Of that definition, the morsel about the process of learning social skills is pretty important here at Crossroads Center for Children. We aim to help children prepare for success in life. We know from research and 20 years of actual experience with children that time spent teaching social skills has benefits in all areas of their development. Social skills are no small part of life success.  It’s easy to see the connection between social skills and skills in other areas of learning. Social skills can be seen as building blocks for other domains of life and learning. And, online, it’s easy to find articles – both scholarly and otherwise – on the topic of social skills development. Searchers can find abundant reading material specific to children with Autism, children with developmental special needs, and children in general.

While there are variations on the theme of which particular social skills are most important for success in life, most of us would agree that there are levels or stages that children move through. In teaching social skills, parents and teachers wouldn’t expect a higher level skill from a child who hasn’t yet achieved an earlier one. It would be like expecting an infant who hasn’t yet held his own head up to demonstrate the physical control over his body to run a race or play a game of soccer.
Since we have children across the autism spectrum as well as across the even larger spectrum of child development, our teachers and therapists are experts at assessment and evaluation. They are ingeniously able to pinpoint what skills their students have mastered and what needs to be addressed next.  As an ABA school our teachers go about teaching social skills with precision in planning and articulation of what skills are being targeted and what activities, including materials and location as well as other details, will help to bring about those skills for their children.

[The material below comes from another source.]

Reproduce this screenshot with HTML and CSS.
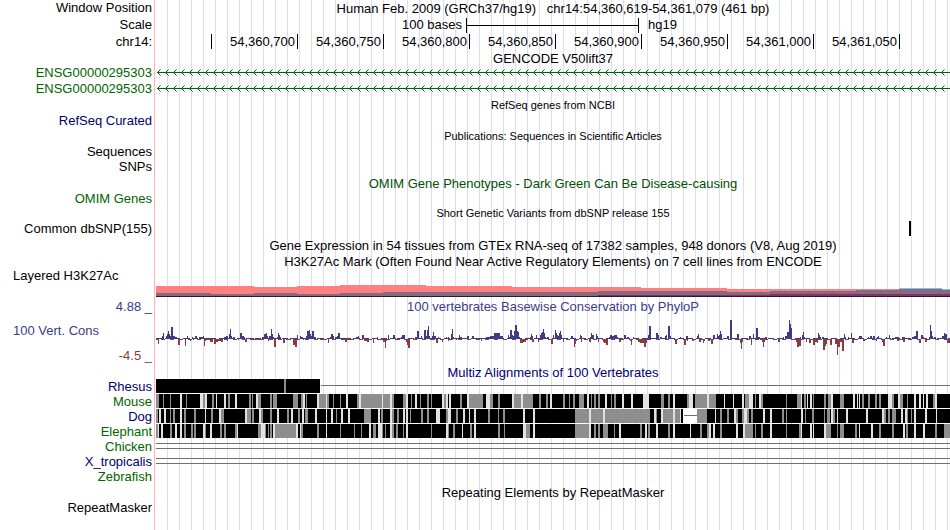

No two children are exactly alike, and students may be working on skills in more than one level or stage at a time. This is true for kids with Autism and also for children without disabilities who are typically developing peers here for daycare and nursery school.
So some children are practicing non-verbal social skills, such as tolerating being in close proximity with others, or tolerating physical contact. Some are working on verbal skills, like etiquette and manners, as well as conversational skills.  On the other hand, learning to recognize emotions by name, or label the members of one’s family is another important area for social skills development.  Important in order to become aware of one’s own emotions and those of others, and one’s own family.  Students learn about and develop relationships with family and friends. They learn to self-regulate and cooperate and think of the feelings and needs of others.  They develop play skills, and progress from isolate play to parallel play to cooperative play, dramatic play, and general play.

It’s amazing for a child to learn to tolerate the proximity of others when that used to be overwhelming. It’s a precious achievement to learn to ask for a turn, or to be able to enjoy sitting with peers to listen to a story. As it is to learn to ask for a Lego, for a break or some space when needed.  Families who gain family dinner once their child learns to sit at the table share with teachers the hugeness of their happiness. As do the parents of the child who learns to say “thank you” and later learns to spell those same words, to write them and draw a picture for his grandmother who sent him a birthday gift.
Yes, social skills are important in life. We know they are.